▶ [WRITTEN REQUEST]
Print every entry word for word, but omit the pictures.

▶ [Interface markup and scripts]
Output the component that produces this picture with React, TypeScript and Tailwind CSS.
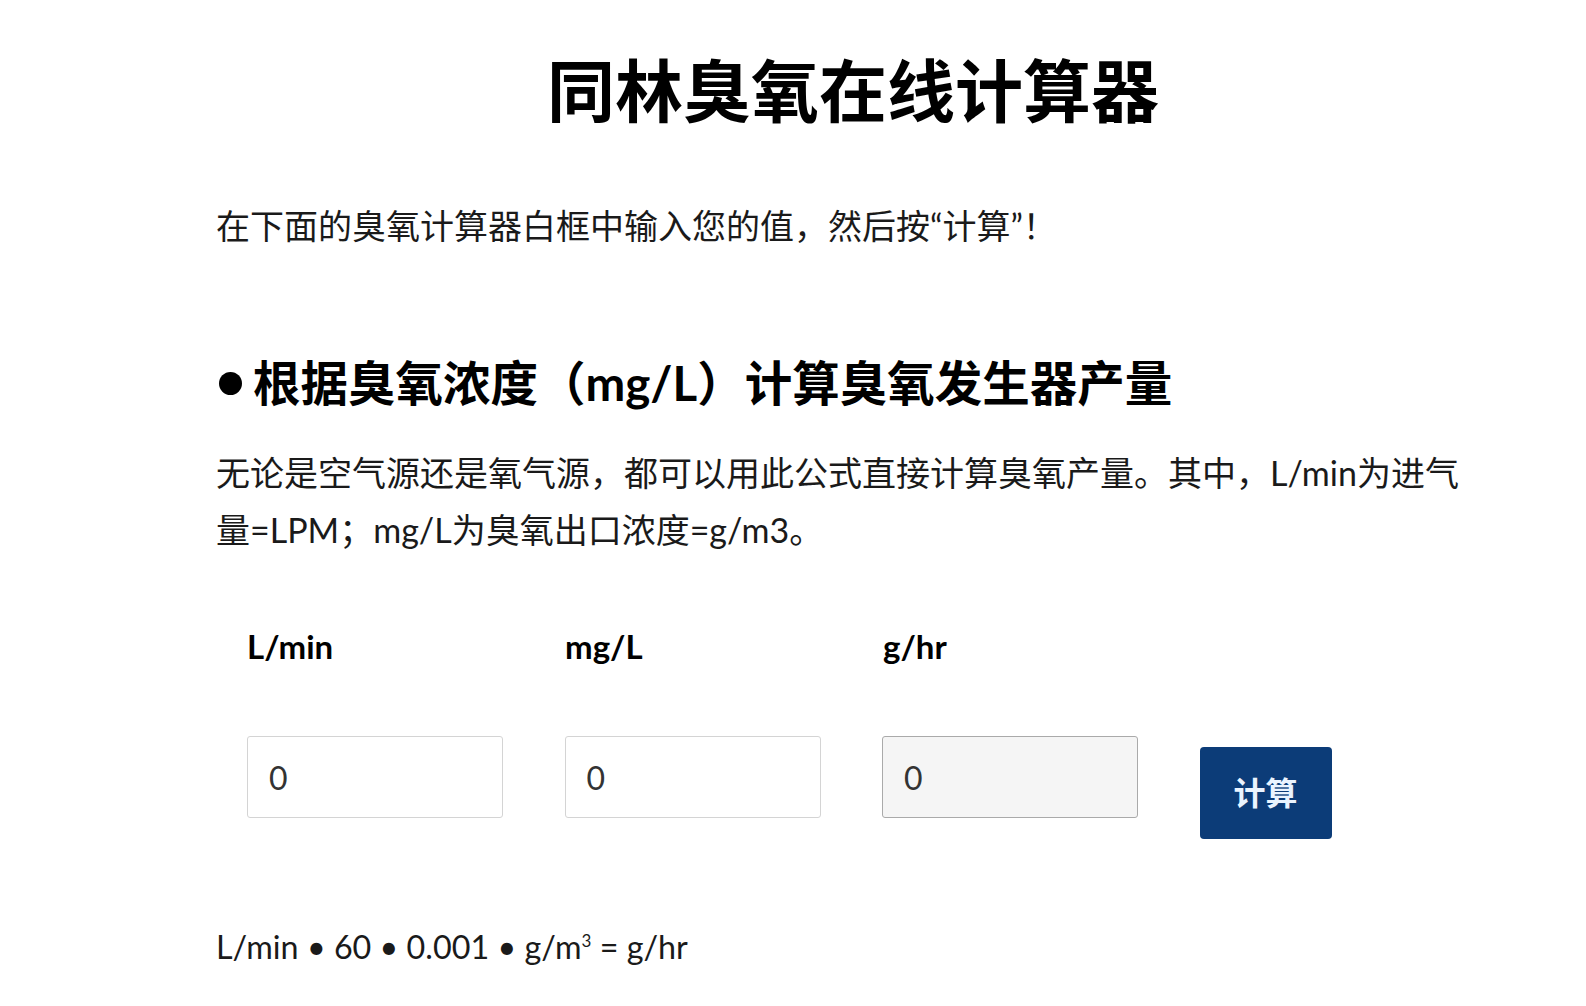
import { useState } from 'react'

const FONT = { fontFamily: 'Lato, "Noto Sans CJK SC", sans-serif' }

const FIELDS = [
  { key: 'lpm', label: 'L/min', readOnly: false },
  { key: 'mgl', label: 'mg/L', readOnly: false },
  { key: 'ghr', label: 'g/hr', readOnly: true },
]

export default function App() {
  const [values, setValues] = useState<Record<string, string>>({ lpm: '0', mgl: '0', ghr: '0' })

  function calc() {
    const lpm = parseFloat(values.lpm) || 0
    const mgl = parseFloat(values.mgl) || 0
    const out = lpm * 60 * 0.001 * mgl
    setValues(v => ({ ...v, ghr: String(Math.round(out * 1000) / 1000) }))
  }

  return (
    <div className="min-h-screen bg-white text-[#111]" style={FONT}>
      <div className="ml-[216px] w-[1250px] pt-[45px]">
        {/* Title */}
        <h1 className="pl-[24px] text-center text-[68px] font-bold leading-[92px] text-black">
          同林臭氧在线计算器
        </h1>

        <p className="mt-[60px] text-[34px] leading-[57px] text-[#1a1a1a]">
          在下面的臭氧计算器白框中输入您的值，然后按“计算”！
        </p>

        {/* Section heading */}
        <h2 className="mt-[99px] flex items-center text-[47.5px] font-bold leading-[60px] text-black">
          <span className="mr-[11px] ml-[3px] inline-block h-[23px] w-[23px] rounded-full bg-black" />
          根据臭氧浓度（mg/L）计算臭氧发生器产量
        </h2>

        <p className="mt-[31px] text-[34px] leading-[57px] text-[#1a1a1a]">
          无论是空气源还是氧气源，都可以用此公式直接计算臭氧产量。其中，L/min为进气量=LPM；mg/L为臭氧出口浓度=g/m3。
        </p>

        {/* Calculator */}
        <div className="mt-[68px] ml-[31px]">
          <div className="flex gap-[62px]">
            {FIELDS.map(f => (
              <div key={f.key} className="w-[256px] text-[33px] font-bold leading-[40px] text-black">
                {f.label}
              </div>
            ))}
          </div>
          <div className="mt-[70px] flex items-start gap-[61.5px]">
            {FIELDS.map(f => (
              <input
                key={f.key}
                value={values[f.key]}
                readOnly={f.readOnly}
                onChange={e => setValues(v => ({ ...v, [f.key]: e.target.value }))}
                className={`h-[82px] w-[256px] rounded-[3px] border px-[21px] text-[32px] text-[#333] outline-none ${
                  f.readOnly ? 'border-[#aaa] bg-[#f5f5f5]' : 'border-[#d4d4d4] bg-white'
                }`}
                style={FONT}
              />
            ))}
            <button
              onClick={calc}
              className="mt-[11px] h-[92px] w-[132px] rounded-[4px] bg-[#0c3c78] text-[32px] font-bold text-[#eaf4ff]"
              style={FONT}
            >
              计算
            </button>
          </div>
        </div>

        <p className="mt-[83px] text-[32.3px] leading-[50px] text-[#1a1a1a]">
          L/min • 60 • 0.001 • g/m<span className="relative -top-[12px] text-[17px]">3</span> = g/hr
        </p>
      </div>
    </div>
  )
}
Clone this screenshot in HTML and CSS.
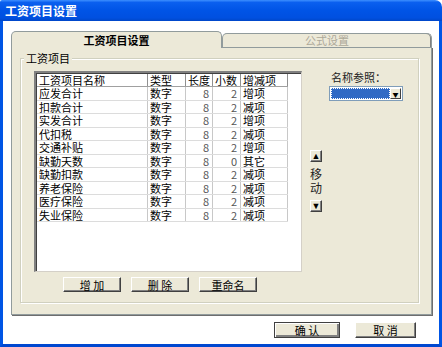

▶ [OUTPUT]
Output the component that produces this picture with React, TypeScript and Tailwind CSS.
import { useState } from 'react'

const FONT = { fontFamily: 'Lato, "Noto Sans CJK SC", sans-serif' }

const FIELDS = [
  { key: 'lpm', label: 'L/min', readOnly: false },
  { key: 'mgl', label: 'mg/L', readOnly: false },
  { key: 'ghr', label: 'g/hr', readOnly: true },
]

export default function App() {
  const [values, setValues] = useState<Record<string, string>>({ lpm: '0', mgl: '0', ghr: '0' })

  function calc() {
    const lpm = parseFloat(values.lpm) || 0
    const mgl = parseFloat(values.mgl) || 0
    const out = lpm * 60 * 0.001 * mgl
    setValues(v => ({ ...v, ghr: String(Math.round(out * 1000) / 1000) }))
  }

  return (
    <div className="min-h-screen bg-white text-[#111]" style={FONT}>
      <div className="ml-[216px] w-[1250px] pt-[45px]">
        {/* Title */}
        <h1 className="pl-[24px] text-center text-[68px] font-bold leading-[92px] text-black">
          同林臭氧在线计算器
        </h1>

        <p className="mt-[60px] text-[34px] leading-[57px] text-[#1a1a1a]">
          在下面的臭氧计算器白框中输入您的值，然后按“计算”！
        </p>

        {/* Section heading */}
        <h2 className="mt-[99px] flex items-center text-[47.5px] font-bold leading-[60px] text-black">
          <span className="mr-[11px] ml-[3px] inline-block h-[23px] w-[23px] rounded-full bg-black" />
          根据臭氧浓度（mg/L）计算臭氧发生器产量
        </h2>

        <p className="mt-[31px] text-[34px] leading-[57px] text-[#1a1a1a]">
          无论是空气源还是氧气源，都可以用此公式直接计算臭氧产量。其中，L/min为进气量=LPM；mg/L为臭氧出口浓度=g/m3。
        </p>

        {/* Calculator */}
        <div className="mt-[68px] ml-[31px]">
          <div className="flex gap-[62px]">
            {FIELDS.map(f => (
              <div key={f.key} className="w-[256px] text-[33px] font-bold leading-[40px] text-black">
                {f.label}
              </div>
            ))}
          </div>
          <div className="mt-[70px] flex items-start gap-[61.5px]">
            {FIELDS.map(f => (
              <input
                key={f.key}
                value={values[f.key]}
                readOnly={f.readOnly}
                onChange={e => setValues(v => ({ ...v, [f.key]: e.target.value }))}
                className={`h-[82px] w-[256px] rounded-[3px] border px-[21px] text-[32px] text-[#333] outline-none ${
                  f.readOnly ? 'border-[#aaa] bg-[#f5f5f5]' : 'border-[#d4d4d4] bg-white'
                }`}
                style={FONT}
              />
            ))}
            <button
              onClick={calc}
              className="mt-[11px] h-[92px] w-[132px] rounded-[4px] bg-[#0c3c78] text-[32px] font-bold text-[#eaf4ff]"
              style={FONT}
            >
              计算
            </button>
          </div>
        </div>

        <p className="mt-[83px] text-[32.3px] leading-[50px] text-[#1a1a1a]">
          L/min • 60 • 0.001 • g/m<span className="relative -top-[12px] text-[17px]">3</span> = g/hr
        </p>
      </div>
    </div>
  )
}
Clone this screenshot in HTML and CSS.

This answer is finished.